Most data representation languages used in conventional settings offer some sort of input validation, ranging from parsing grammars for domain-specific languages to XML Schema, RelaxNG or Schematron for XML structures. While the distributed nature of RDF affects the notions of "validity", tool chains and consumers of data frequently need know that the data meets some defined interface definition.

This working group will address the need for RDF data validation/interface definition on the Semantic Web. It will address issues like:

In addressing these issues, the WG may consider whether it is necessary, practical or desireable to normalize a graph prior to validation. That is, whether an algorithm can and should be defined that creates a canonical form of a given graph.

Motivation

One motivation for this work is Application Integration, where different software components, potentially maintained by different organizations, need to function together smoothly. As a everyday example, imagine an international company with a dozen divisions, each providing a feed of their Human Resources data to authorized users. Different divisions might use different software to produce their feeds, and there might be many distinct applications which consume the data, ranging from an employee phone book to a hiring-compliance monitoring system.

While systems like this are built and maintained around the world today, their complexity often becomes a problem. Not only are the systems expensive and sometimes unpleasant to maintain, but changing data fields and adding new applications can grow to be practically impossible. An "RDF Data Shapes" standard would help manage the complexity, greatly reducing the cost and hassle, by separating components while still allowing them to work together.

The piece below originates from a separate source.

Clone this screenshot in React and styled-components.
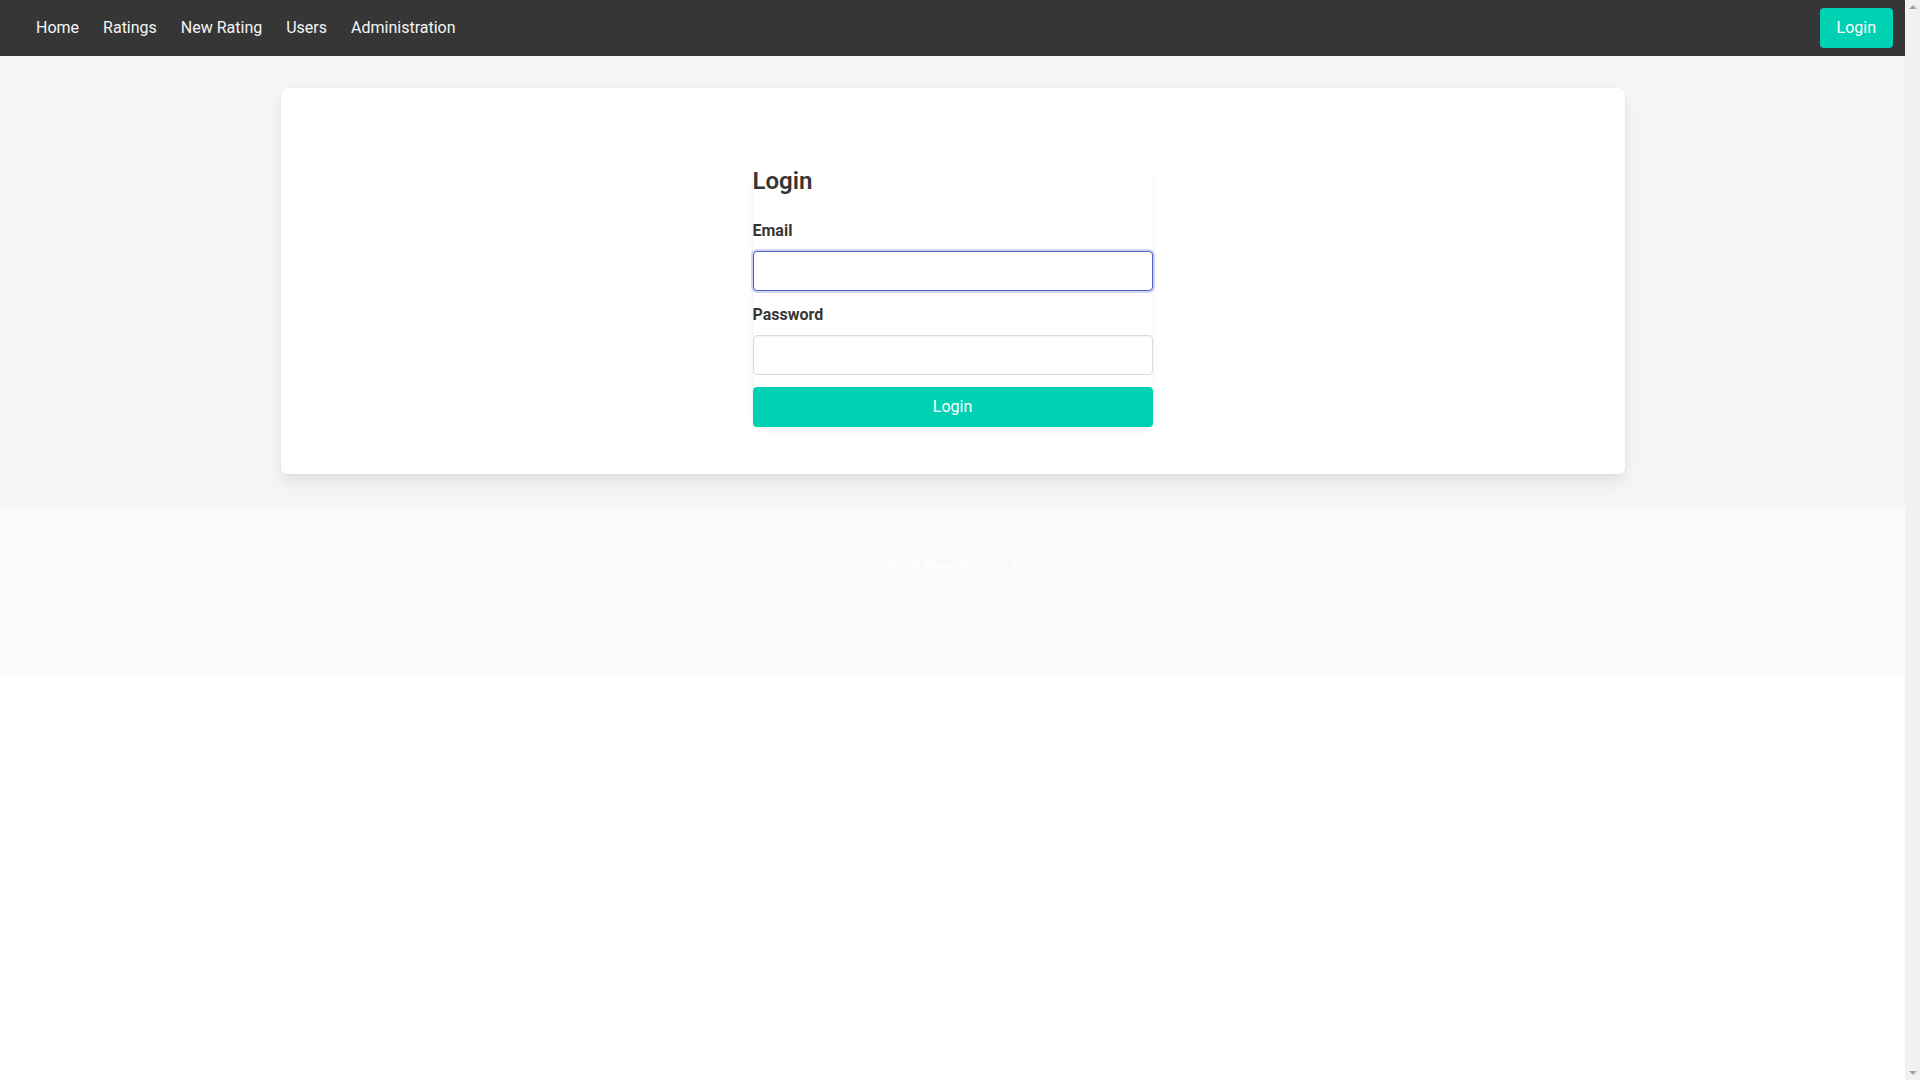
import React from 'react';
import styled, { createGlobalStyle } from 'styled-components';

const GlobalStyle = createGlobalStyle`
  html {
    overflow-y: scroll;
    background: #fff;
  }
  body {
    margin: 0;
    padding-right: 15px;
    font-family: Roboto, "Liberation Sans", sans-serif;
    font-size: 16px;
    line-height: 1.5;
    color: #4a4a4a;
  }
  * {
    box-sizing: border-box;
  }
`;

// stand-in for the browser's classic scrollbar seen in the screenshot
const ScrollTrack = styled.div`
  position: fixed;
  top: 0;
  right: 0;
  bottom: 0;
  width: 15px;
  background-color: #f1f1f1;
  display: flex;
  flex-direction: column;
  justify-content: space-between;
  align-items: center;
  padding: 5px 0;
`;

const Arrow = styled.span`
  width: 0;
  height: 0;
  border-left: 4px solid transparent;
  border-right: 4px solid transparent;
  ${(p) =>
    p.$down ? 'border-top: 4px solid #a3a3a3;' : 'border-bottom: 4px solid #a3a3a3;'}
`;

const Navbar = styled.nav`
  display: flex;
  align-items: center;
  justify-content: space-between;
  height: 56px;
  padding: 0 12px;
  background-color: #363636;
`;

const NavLinks = styled.div`
  display: flex;
  align-items: center;
  margin-left: 12px;
`;

const NavLink = styled.a`
  padding: 0 12px;
  color: #f5f5f5;
  font-size: 16px;
  line-height: 24px;
  text-decoration: none;
  cursor: pointer;
`;

const Button = styled.button`
  display: flex;
  align-items: center;
  justify-content: center;
  width: ${(p) => (p.$full ? '100%' : 'auto')};
  height: 40px;
  padding: 0 16px;
  border: 1px solid transparent;
  border-radius: 4px;
  background-color: #00d1b2;
  color: #fff;
  font-family: Roboto, "Liberation Sans", sans-serif;
  font-size: 16px;
  line-height: 24px;
  cursor: pointer;
`;

const Section = styled.main`
  background-color: #f5f5f5;
  padding: 32px 0 33px;
`;

const Container = styled.div`
  width: 1344px;
  margin: 0 auto;
`;

const Card = styled.div`
  background-color: #fff;
  border-radius: 6px;
  box-shadow: 0 0.5em 1em -0.125em rgba(10, 10, 10, 0.1),
    0 0 0 1px rgba(10, 10, 10, 0.02);
  padding: 80px 20px 47px;
`;

const FormPanel = styled.form`
  width: 400px;
  margin: 0 auto;
  border-radius: 6px;
  box-shadow: 0 0.25em 0.6em -0.125em rgba(10, 10, 10, 0.06),
    0 0 0 1px rgba(10, 10, 10, 0.015);
`;

const Title = styled.h1`
  margin: 0 0 24px;
  font-size: 24px;
  font-weight: 600;
  line-height: 1.125;
  color: #363636;
`;

const Field = styled.div`
  margin-bottom: 12px;
  &:last-child {
    margin-bottom: 0;
  }
`;

const Label = styled.label`
  display: block;
  margin-bottom: 8px;
  font-size: 16px;
  font-weight: 700;
  line-height: 24px;
  color: #363636;
`;

const Input = styled.input`
  display: block;
  width: 100%;
  height: 40px;
  padding: 7px 11px;
  border: 1px solid ${(p) => (p.$focused ? '#485fc7' : '#dbdbdb')};
  border-radius: 4px;
  background: #fff;
  box-shadow: ${(p) =>
    p.$focused
      ? '0 0 0 0.125em rgba(72, 95, 199, 0.25)'
      : 'inset 0 0.0625em 0.125em rgba(10, 10, 10, 0.05)'};
  font-family: Roboto, "Liberation Sans", sans-serif;
  font-size: 16px;
  color: #363636;
  outline: none;
`;

const Footer = styled.footer`
  background-color: #fafafa;
  padding: 48px 24px 96px;
  text-align: center;
  color: #fff;
  font-size: 16px;
  line-height: 24px;
`;

export default function App() {
  const links = ['Home', 'Ratings', 'New Rating', 'Users', 'Administration'];

  return (
    <>
      <GlobalStyle />
      <Navbar>
        <NavLinks>
          {links.map((l) => (
            <NavLink key={l}>{l}</NavLink>
          ))}
        </NavLinks>
        <Button type="button">Login</Button>
      </Navbar>

      <Section>
        <Container>
          <Card>
            <FormPanel onSubmit={(e) => e.preventDefault()}>
              <Title>Login</Title>
              <Field>
                <Label htmlFor="email">Email</Label>
                <Input id="email" type="email" $focused />
              </Field>
              <Field>
                <Label htmlFor="password">Password</Label>
                <Input id="password" type="password" />
              </Field>
              <Field>
                <Button type="submit" $full>
                  Login
                </Button>
              </Field>
            </FormPanel>
          </Card>
        </Container>
      </Section>

      <Footer>© 2025 Beer Rating App</Footer>

      <ScrollTrack>
        <Arrow />
        <Arrow $down />
      </ScrollTrack>
    </>
  );
}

Specifically, in this example, an RDF Data Shapes Language would allow:

In all cases, the semantics of the data are determined by RDF and the vocabularies specified by the shape, so if the shapes match, the systems can reasonably be expected to interoperate correctly.

While RDF Data Shapes are expected to have immediate everyday utility, as illustrated above, they have even wider potential applicability, ranging in scale. At the large end, RDF Data Shapes might be used by loosely-knit communities, where data is provided by organizations which are not under any central authority, such as charities and researchers around the world concerned with quality-of-life measures. At the small end, RDF Data Shapes might be used within a mobile application environment to provide interoperability among independent sensor modules and tools for analyzing and acting on sensor results. The common thread is that RDF Data Shapes allow a loose coupling, where independently maintained elements of an overall system can reliably and comfortably interoperate.

Scope

This work group will address these design goals:

Association of properties with Primitive Data Types
Constrain the object of a property to have a particular datatype.
Association of properties with Structural Types
Assert that the object of a property must conform to a specific shape.
Hierarchies of shape definitions
Permit any of a set of shapes to stand for a specified shape, e.g. to say that either a User shape or an Employee shape can be used in place of a Commentor shape.
Data feed description
Description of data streams and query interfaces.
Conformance
The relation of schemata to RDF graph instances; obligations on schema-aware processors. The WG will define a process for checking to see that the constraints expressed in a schema are respected in an RDF graph (validation);
Extensibility
The language will enable implementations to take advantage of extensions in the language to perform verification or other actions not required for conformance.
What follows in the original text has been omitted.